The government has published its long-awaited white paper on the UK’s relationship with the EU after Brexit.

This is the document that split Theresa May’s cabinet and prompted a flurry of resignations earlier this week.

There is no telling how much of the white paper will make it through the negotiation process with Brussels – or if there will be a deal at all.

But for now, the paper gives us more detail than we’ve ever had before about what the British government is hoping to get out of the negotiations. Here’s what we learned today:

The City will lose passporting rights

“Passporting” is the principle that lets UK financial services firms do business freely in other EEA member states.

Britain is currently the biggest exporter of financial services in the Single Market.

City firms have long feared the loss of this right, and the white paper finally confirms that “the UK can no longer operate under the EU’s ‘passporting’ regime.”

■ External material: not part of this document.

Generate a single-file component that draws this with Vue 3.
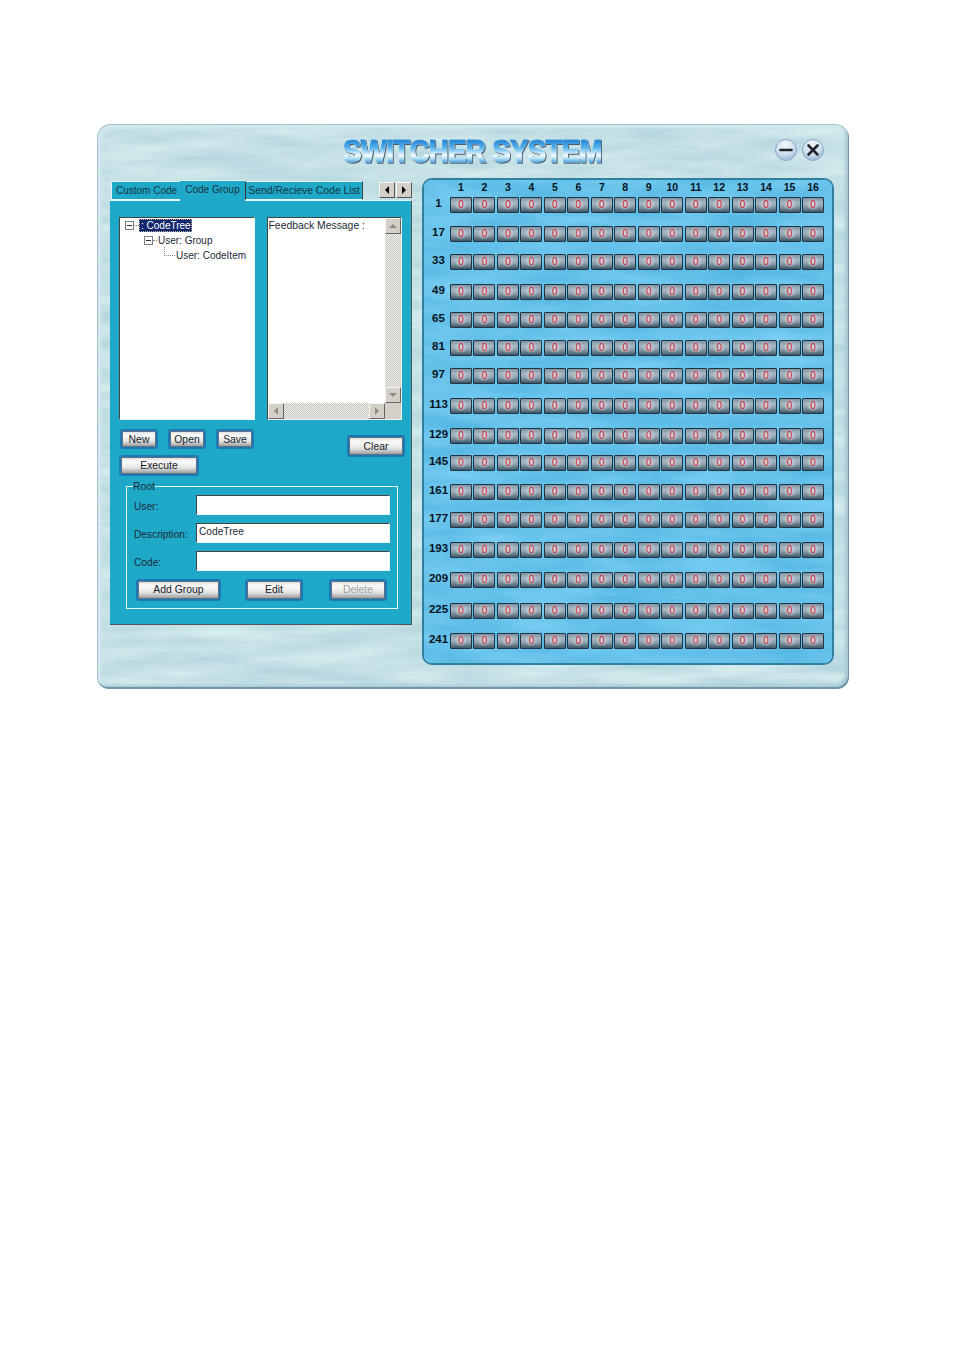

Firms like HSBC have warned that they might move jobs out of the UK over passporting, although there appears to be a spread of opinion in the City about the final impact.

It’s not just a concern for bankers. Last year Nicky Morgan, the head of the Treasury Select Committee, wrote to the chancellor warning that British expats living in EEA countries might face difficulties in getting their personal pensions paid.

Today’s white paper doesn’t say anything about risks to pensioners.

Britain will pull out of Euratom…

The government announced last year that it was planning to pull out of the European Atomic Energy Community, but some argued that it wasn’t legally necessary to leave and could be avoided.

Vote Leave’s campaign director Dominic Cummings, one of the chief architects of Brexit, sent a series of tweets blasting the decision – though some EU law experts thought it was an inevitable consequence of Brexit.

The white paper confirms that the UK will indeed leave Euratom but will try to negotiate a closer association than any other country has with the nuclear power watchdog.

… but stay in the European Convention on Human Rights

Britain’s membership of the ECHR is separate to EU membership, but  Theresa May has talked about wanting to withdraw from the convention over the years.

The last Conservative election manifesto pointedly only committed the government to sticking with the Human Rights Act (which incorporates ECHR rights into UK law) “while the process of Brexit is underway”.

The white paper appears to squash the possibility of scrapping our ECHR commitments, saying: “The UK is committed to membership of the European Convention on Human Rights (ECHR).”

This is one of many points in the white paper that is likely to annoy some members of Mrs May’s party.